-- Instructions to follow --
Show every line where "components" occurs.
— start —
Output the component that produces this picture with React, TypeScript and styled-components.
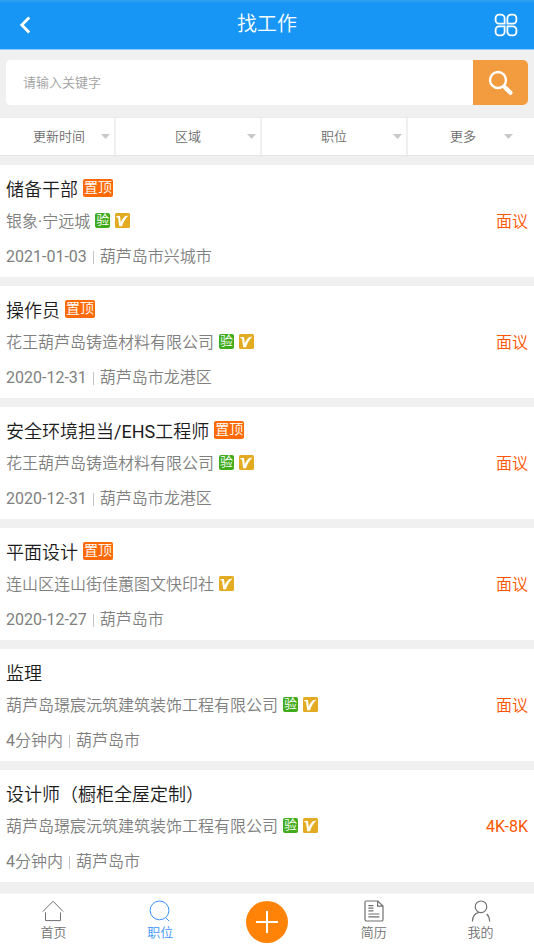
import React from "react";
import styled, { createGlobalStyle } from "styled-components";

const GlobalStyle = createGlobalStyle`
  * { box-sizing: border-box; }
  body {
    margin: 0;
    background: #f0f0f0;
    font-family: Roboto, "Noto Sans CJK SC DemiLight", "Noto Sans CJK SC", sans-serif;
    font-weight: 400;
  }
  button, input, select { font: inherit; border: 0; padding: 0; margin: 0; }
  a { text-decoration: none; }
`;

const Page = styled.div`
  display: flex;
  flex-direction: column;
  height: 100vh;
  overflow: hidden;
`;

const Header = styled.header`
  flex: none;
  display: grid;
  grid-template-columns: 50px 1fr 50px;
  height: 50px;
  background: #1796f6;
  border-top: 2px solid #2a9eec;
  border-bottom: 1px solid #8ccaf8;
`;

const Heading = styled.h1`
  margin: 0;
  color: #fff;
  font-size: 20px;
  font-weight: 400;
  line-height: 44px;
  text-align: center;
`;

const IconButton = styled.button`
  display: flex;
  align-items: center;
  justify-content: center;
  height: 45px;
  background: none;
  color: #fff;
  &:last-child { padding-right: 6px; }
`;

const SearchForm = styled.form`
  flex: none;
  display: flex;
  height: 45px;
  margin: 10px 6px 12px;
  border-radius: 5px;
  overflow: hidden;
  background: #fff;
`;

const SearchInput = styled.input`
  flex: 1;
  min-width: 0;
  padding: 0 17px;
  background: #fff;
  color: #333;
  font-size: 13px;
  outline: none;
  &::placeholder { color: #a0a0a0; opacity: 1; }
`;

const SearchButton = styled.button`
  display: flex;
  align-items: center;
  justify-content: center;
  width: 55px;
  background: #f39b3f;
`;

const Filters = styled.div`
  flex: none;
  display: grid;
  grid-template-columns: 116fr 146fr 146fr 126fr;
  height: 39px;
  margin-bottom: 9px;
  background: #fff;
  border-top: 1px solid #ebebeb;
  border-bottom: 1px solid #e6e6e6;
`;

const Filter = styled.label`
  position: relative;
  display: flex;
  border-right: 2px solid #f0f0f0;
  &:first-child { padding-left: 4px; }
  &:last-child { border-right: 0; padding-right: 16px; }
`;

const FilterSelect = styled.select`
  width: 100%;
  appearance: none;
  background: none;
  color: #6c6c6c;
  font-size: 13px;
  line-height: 36px;
  text-align: center;
  text-align-last: center;
  outline: none;
`;

const FilterArrow = styled.svg<{ $inset: number }>`
  position: absolute;
  top: 16px;
  right: ${(p) => p.$inset}px;
  pointer-events: none;
`;

const JobList = styled.main`
  flex: 1;
  min-height: 0;
  display: flex;
  flex-direction: column;
  gap: 9px;
  overflow-y: auto;
  scrollbar-width: none;
`;

const Card = styled.article`
  flex: none;
  padding: 11px 6px 8px;
  background: #fff;
`;

const TitleRow = styled.div`
  display: flex;
  align-items: center;
  gap: 5px;
  height: 28px;
`;

const Title = styled.h2`
  margin: 0;
  color: #1c1c1c;
  font-size: 18px;
  font-weight: 400;
  line-height: 28px;
`;

const TopTag = styled.span`
  height: 18px;
  padding: 0 1px;
  margin-bottom: 4px;
  border-radius: 2px;
  background: #ff6a08;
  color: #fff;
  font-size: 14px;
  line-height: 17px;
`;

const CompanyRow = styled.div`
  display: flex;
  align-items: center;
  gap: 5px;
  height: 24px;
  margin: 6px 0 11px;
`;

const Company = styled.span`
  color: #808080;
  font-size: 16px;
  line-height: 24px;
`;

const Verified = styled.span`
  width: 15px;
  height: 15px;
  margin-bottom: 4px;
  border-radius: 2px;
  background: #40ab1c;
  color: #fff;
  font-size: 13px;
  line-height: 14px;
  text-align: center;
`;

const VipMark = styled.svg`
  flex: none;
  margin-bottom: 4px;
`;

const Salary = styled.span`
  margin-left: auto;
  color: #ff5500;
  font-size: 16px;
  line-height: 24px;
`;

const Meta = styled.div`
  display: flex;
  align-items: center;
  gap: 6px;
  height: 24px;
  color: #808080;
  font-size: 16px;
  line-height: 24px;
`;

const Divider = styled.span`
  width: 1px;
  height: 13px;
  background: #c4c4c4;
`;

const TabBar = styled.nav`
  flex: none;
  display: grid;
  grid-template-columns: repeat(5, 1fr);
  height: 56px;
  background: #fff;
  border-top: 1px solid #f6f6f6;
`;

const Tab = styled.a<{ $active?: boolean }>`
  display: flex;
  flex-direction: column;
  align-items: center;
  padding-top: 6px;
  color: ${(p) => (p.$active ? "#3b94ff" : "#707070")};
  font-size: 13px;
  line-height: 22px;
`;

const AddButton = styled.button`
  display: flex;
  align-items: center;
  justify-content: center;
  align-self: center;
  justify-self: center;
  width: 42px;
  height: 42px;
  border-radius: 50%;
  background: #ff8307;
`;

interface Job {
  title: string;
  top?: boolean;
  company: string;
  verified?: boolean;
  salary: string;
  date: string;
  place: string;
}

const jobs: Job[] = [
  { title: "储备干部", top: true, company: "银象·宁远城", verified: true, salary: "面议", date: "2021-01-03", place: "葫芦岛市兴城市" },
  { title: "操作员", top: true, company: "花王葫芦岛铸造材料有限公司", verified: true, salary: "面议", date: "2020-12-31", place: "葫芦岛市龙港区" },
  { title: "安全环境担当/EHS工程师", top: true, company: "花王葫芦岛铸造材料有限公司", verified: true, salary: "面议", date: "2020-12-31", place: "葫芦岛市龙港区" },
  { title: "平面设计", top: true, company: "连山区连山街佳蕙图文快印社", salary: "面议", date: "2020-12-27", place: "葫芦岛市" },
  { title: "监理", company: "葫芦岛璟宸沅筑建筑装饰工程有限公司", verified: true, salary: "面议", date: "4分钟内", place: "葫芦岛市" },
  { title: "设计师（橱柜全屋定制）", company: "葫芦岛璟宸沅筑建筑装饰工程有限公司", verified: true, salary: "4K-8K", date: "4分钟内", place: "葫芦岛市" },
];

const filters = ["更新时间", "区域", "职位", "更多"];

const JobCard = ({ job }: { job: Job }) => (
  <Card>
    <TitleRow>
      <Title>{job.title}</Title>
      {job.top && <TopTag>置顶</TopTag>}
    </TitleRow>
    <CompanyRow>
      <Company>{job.company}</Company>
      {job.verified && <Verified>验</Verified>}
      <VipMark width="15" height="15" viewBox="0 0 15 15" aria-hidden="true">
        <rect width="15" height="15" rx="1.5" fill="#e3ab22" />
        <path d="M1.4 3H5L5.800 9.400C7 6.600 8.400 4.600 10 3.600H8.800L13.600 2.600C10.800 5 8.600 8.600 7 13.200H4.200L3 4.400 1.400 4.200Z" fill="#fff" />
      </VipMark>
      <Salary>{job.salary}</Salary>
    </CompanyRow>
    <Meta>
      <span>{job.date}</span>
      <Divider />
      <span>{job.place}</span>
    </Meta>
  </Card>
);

export default function App() {
  return (
    <Page>
      <GlobalStyle />
      <Header>
        <IconButton type="button" aria-label="返回">
          <svg width="12" height="18" viewBox="0 0 12 18" fill="none" stroke="currentColor" strokeWidth="2.8">
            <path d="M10.2 1.4 2.8 9l7.4 7.6" />
          </svg>
        </IconButton>
        <Heading>找工作</Heading>
        <IconButton type="button" aria-label="菜单">
          <svg width="24" height="24" viewBox="0 0 24 24" fill="none" stroke="currentColor" strokeWidth="1.8">
            <path d="M5 1.6h2a3.600 3.600 0 0 1 3.600 3.600v5.400H5A3.400 3.400 0 0 1 1.600 7.200V5A3.400 3.400 0 0 1 5 1.600Z" />
            <path d="M19 1.600h-2a3.600 3.600 0 0 0-3.600 3.600v5.400H19a3.400 3.400 0 0 0 3.400-3.400V5A3.400 3.400 0 0 0 19 1.600Z" />
            <path d="M5 22.400h2a3.600 3.600 0 0 0 3.600-3.600v-5.400H5a3.400 3.400 0 0 0-3.400 3.400V19A3.400 3.400 0 0 0 5 22.400Z" />
            <path d="M19 22.400h-2a3.600 3.600 0 0 1-3.600-3.600v-5.400H19a3.400 3.400 0 0 1 3.400 3.400V19a3.400 3.400 0 0 1-3.400 3.400Z" />
          </svg>
        </IconButton>
      </Header>

      <SearchForm onSubmit={(e) => e.preventDefault()}>
        <SearchInput type="text" placeholder="请输入关键字" aria-label="请输入关键字" />
        <SearchButton type="submit" aria-label="搜索">
          <svg width="26" height="26" viewBox="0 0 26 26" fill="none" stroke="#fff">
            <circle cx="10" cy="10" r="8" strokeWidth="2.4" />
            <path d="m15.4 15.6 2 2" strokeWidth="3" />
            <path d="m17.4 17.8 5 5" strokeWidth="4.4" strokeLinecap="round" />
          </svg>
        </SearchButton>
      </SearchForm>

      <Filters>
        {filters.map((name, i) => (
          <Filter key={name}>
            <FilterSelect aria-label={name}>
              <option>{name}</option>
            </FilterSelect>
            <FilterArrow $inset={i === 3 ? 21 : 4} width="9" height="5" viewBox="0 0 9 5">
              <path d="M0 0h9L4.500 5Z" fill="#c9c9c9" />
            </FilterArrow>
          </Filter>
        ))}
      </Filters>

      <JobList>
        {jobs.map((job) => (
          <JobCard key={job.title} job={job} />
        ))}
      </JobList>

      <TabBar>
        <Tab href="#home">
          <svg width="22" height="22" viewBox="0 0 22 22" fill="none" stroke="currentColor">
            <path d="M.8 11.6 11 1.2l10.2 10.4M3.5 12.4v8.2h15v-8.2" />
          </svg>
          首页
        </Tab>
        <Tab href="#jobs" $active>
          <svg width="22" height="22" viewBox="0 0 22 22" fill="none" stroke="currentColor">
            <circle cx="10.500" cy="10.400" r="9.400" />
            <path d="m16 17 4.200 4.200" />
          </svg>
          职位
        </Tab>
        <AddButton type="button" aria-label="发布">
          <svg width="24" height="24" viewBox="0 0 24 24" stroke="#fff" strokeWidth="2">
            <path d="M12 1v22M1 12h22" />
          </svg>
        </AddButton>
        <Tab href="#resume">
          <svg width="22" height="22" viewBox="0 0 22 22" fill="none" stroke="currentColor" strokeWidth="1.2">
            <path d="M3.400 1h11.400l5.200 5v13.400a1.600 1.600 0 0 1-1.600 1.600H3.600A1.600 1.600 0 0 1 2 19.400V2.400A1.400 1.400 0 0 1 3.400 1ZM14.600 1.200v5h5.200" />
            <path d="M5.400 5.600h5M5.400 8.200h5M5.400 10.800h5M5.400 14h11M5.400 16.800h11" />
          </svg>
          简历
        </Tab>
        <Tab href="#mine">
          <svg width="22" height="22" viewBox="0 0 22 22" fill="none" stroke="currentColor" strokeWidth="1.200">
            <circle cx="11" cy="6.800" r="5.800" />
            <path d="M2.400 21.600c0-4.800 2.600-8.200 6.600-9.200M16.800 14c1.800 1.800 2.800 4.400 2.800 7.600" />
          </svg>
          我的
        </Tab>
      </TabBar>
    </Page>
  );
}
— end —
-- Task solution --
Output the component that produces this picture with React, TypeScript and styled-components.
import styled, { createGlobalStyle } from "styled-components";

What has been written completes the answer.